Gambar 2. Peta Wilayah (citra satelit)
Sumber: wikimapia.org diakses November 2012 

Dalam melakukan pendataan dan pemetaan hendaknya mengikutsertakan masyarakat lokal. Partisipasi masyarakat dalam pemetaan sekolah akan membantu program pembangunan fasilitas sekolah agar tepat sasaran karena didasari pada kebutuhan masyarakat sendiri. Perumusan kebijakan dengan keterlibatan masyarakat merupakan wujud perumusan kebijakan bersifat bottom-up. Hal ini juga bertujuan untuk meverifikasi data yang didapat dengan masyarakat setempat agar validitasnya tinggi (Rantanen, 2007). 

 
Gambar 3. Pemetaan Partisipatif 
Sumber: maginternational.org diakses November 2012 

Kesimpulan dan Saran 

Pemetaan sekolah adalah alternatif cara untuk dapat merumuskan kebijakan pembangunan fasilitas pendidikan terutama sekolah yang dilihat dari sudut pandang spasial. Sebaran jumlah dan lokasi pendidikan sangat menentukan keterjangkauan pelayanan dari sekolah bagi warga daerah setempat. Jangan sampai terdapat kekosongan sebaran fasilitas yang menyebabkan sekelompok warga tidak bisa merasakan indahnya mendapatkan pelayanan pendidikan. 
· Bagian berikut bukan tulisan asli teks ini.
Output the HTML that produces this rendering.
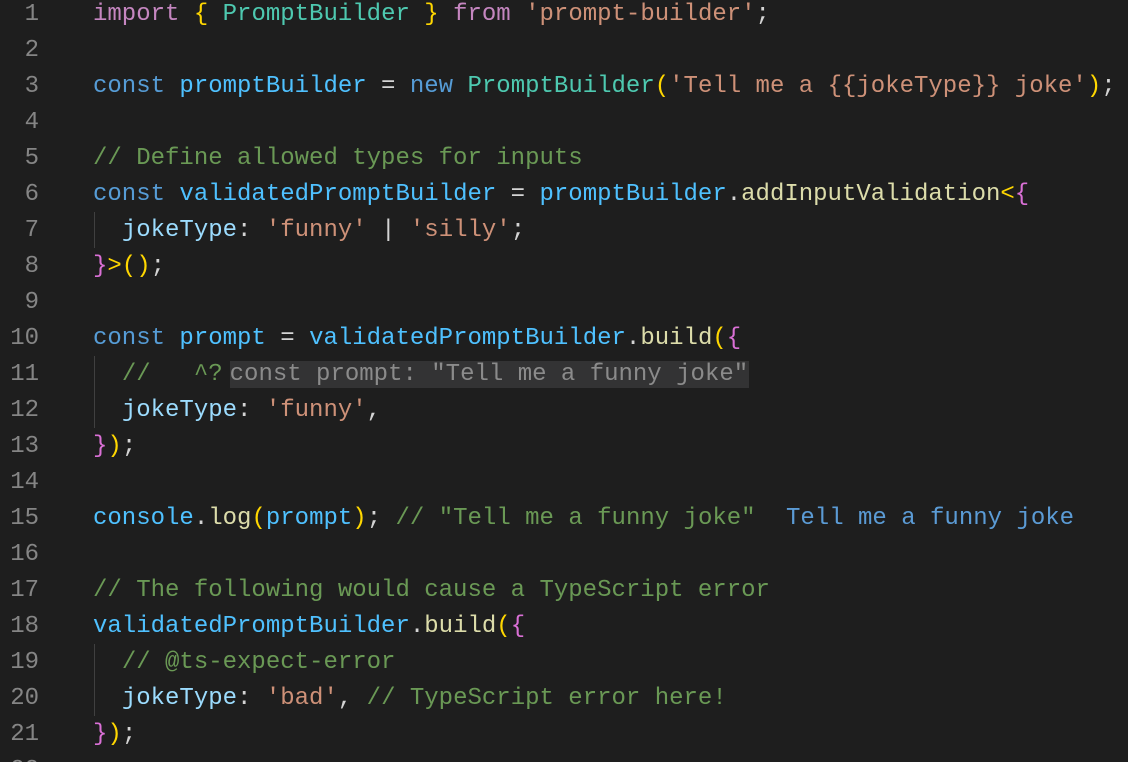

Pemetaan sekolah juga akan sangat membantu kebijakan pendidikan terutama bagi daerah pedesaan dan terpencil. Dana yang dikeluarkan untuk pemetaan sekolah pun tidak terlalu besar karena sudah ada teknologi yang memudahkan serta dapat digunakan secara gratis yaitu google earth dan wikimapia.org. Jadi tidak perlu menunggu lagi untuk segera melakukan pemetaan sekolah agar redistribusi jumlah, lokasi, mutu, keterjangkauan, serta kesetaraan fasilitas pendidikan dapat dirasakan oleh semua warga Indonesia.

Daftar Pustaka

Hote, S. J. (2008). School Mapping and GIS in Education Micro-planning. Symposium to Honour the Work of Françoise Caillods, 3-4 Juli di Paris, Perancis. 

Rantanen, H. (2007). Mapping and Managing Local Knowledge in Urban Planning. International Conference Sustainable Urban Areas, 25-28 Juni di Rotterdam, Belanda. 

Shah, T. I., Bell, S., dan Elahi, M. School Mapping in Education Micro-Planning: A Case Study of Union Council Chak 84/15L, District Khanewal, Pakistan dalam Prairie Perspective: Geographical Essays Vol 14. 

Surya, P. (2012). Pemetaan Pendidikan (Education Mapping) Sebagai Dasar Meningkatkan Layanan Pendidikan. Makalah ICEMAL, 4-5 Juli 2012 di Malang, Indonesia.